International Conference Presentations
As a social anthropologist focusing on digital life and human-computer interactions, Prof. Rangaswamy has studied Uber drivers in the past. This time, with her student Tanmay Goyal, she examined food delivery agents, their conditions and everyday work practices across 3 metropolitan cities – Hyderabad, Mumbai and Chennai. “We wanted to do three things – critique the idealogue of the Global North, look at the human-computer interaction aspect of platforms and the gig workers and finally, examine this as a broad sociological discourse,” says Prof. Rangaswamy. Their work has been published in a paper titled, “Unveiling Two-Fold Gamification: Exploring The Agency Of Delivery Workers In Urban India”, which was presented at the ACM COMPASS 2024; an international forum for the presentation and publication of original research that supports the growth of sustainable societies worldwide. At EASA Barcelona 2024 – the European Association of Social Anthropologists, an extended abstract titled, “Adapting to Uncertainty: A Deep Dive Into Job Insecurity and Indian Food Delivery Workers” was presented. Similarly at the Data Power Conference – a conference that explores the social, political, economic, and cultural impact of data, an extended abstract titled, “Unravelling Data Power Dynamics In a Food Delivery Platform: A Perspective On Labour Management” was presented.  

What They Found
Through their field study which entailed shadowing the delivery workers and interviewing them, the researchers uncovered the ways in which gig platforms incentivise workers. “One thing we found was that there is only 6-month worth of employment history data that the algorithm uses to both reward and punish the workers simultaneously,” shares the professor.
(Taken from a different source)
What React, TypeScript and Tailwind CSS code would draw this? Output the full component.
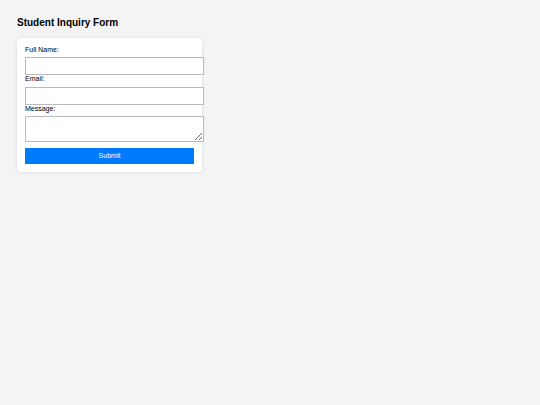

Tanmay further observes how the platforms use data on individual food orders to manipulate and optimize delivery time, speed and quality over agent experience. “The data-driven incentive schemes set impossibly-high agent targets which affect performance metrics of the delivery agent. Similarly, long-distance orders are auto-assigned to disrupt a delivery agent’s ‘target for the day’ impacting their income and performance potential,” he says. But not all is ignoble in the gig world. The researchers mention the incentives that exist for rush hour or peak traffic deliveries, late nights, rush hour, holidays, cricket matches, during rain and so on. “Plus, some of these platforms do offer insurance in the event of accidents occuring during deliveries,” reports Tanmay. 

Playing The Platform: 2-Ways
The interesting aspect of HCI that was uncovered revealed that despite the chaotic traffic conditions, inclement weather, wait times for pickup and delivery, and unsafe neighbourhoods they encountered, food delivery workers were very mindful of the opportunities coming their way. “They resort to their own tactics to circumvent algorithmic control,” explains Tanmay. Delivery persons cancel deliveries, ignore timers, mark a package as ‘Delivered’ before arriving at the customer’s doorstep and refuse to work during surge time even if it invites a penalty. Besides, the availability of a plethora of similar platforms affords them a choice in employment matters. “…getting banned from one leads us to another,” confessed a worker. The researchers observed that just as platform companies game to optimise for operations, the workers too game the system to maximise their earnings, comfort and time. “They become adept at understanding which grub hubs have the most demand and at what time, they transfer orders to other agents and so on. Most of them are looking at gig as a means of long-term employment and hence they have come to understand their jobs and the manner in which they can benefit,” notes Prof. Rangaswamy.

Sociological Discourse
“I am looking for optimism in gig work and much of my interest stems from unravelling how much of it is tyranny and oppression. How do we account for the subjective experience of delivery workers who do not necessarily subscribe to the above sentiment? What are the options or choices these agents have and how do they compare digital platform work with other opportunities for work given their skill sets?,” asks the professor rhetorically. Elaborating that gig work gives more structure to workers as compared with other unregulated workforce such as cleaners or helpers, she remarks, “At least the gig workers know they will be paid unlike the others who are not assured of a fixed salary every month.” Incidentally, the researchers found the majority of the delivery workers to be extremely young; “..one of them was as young as 17”, but they foresee the older lot, who are in their 40s and 50s, jumping onto the gig bandwagon in the immediate future. As per the researchers, if expanded to include all types of courier delivery too, this labour sector is a burgeoning one. Speaking about plans for upcoming research, Prof. Rangaswamy makes a case for studying this expanding source of employment from an economic and ethnographic perspective to understand it better.

Sarita Chebbi is a compulsive early riser. Devourer of all news. Kettlebell enthusiast. Nit-picker of the written word especially when it’s not her own.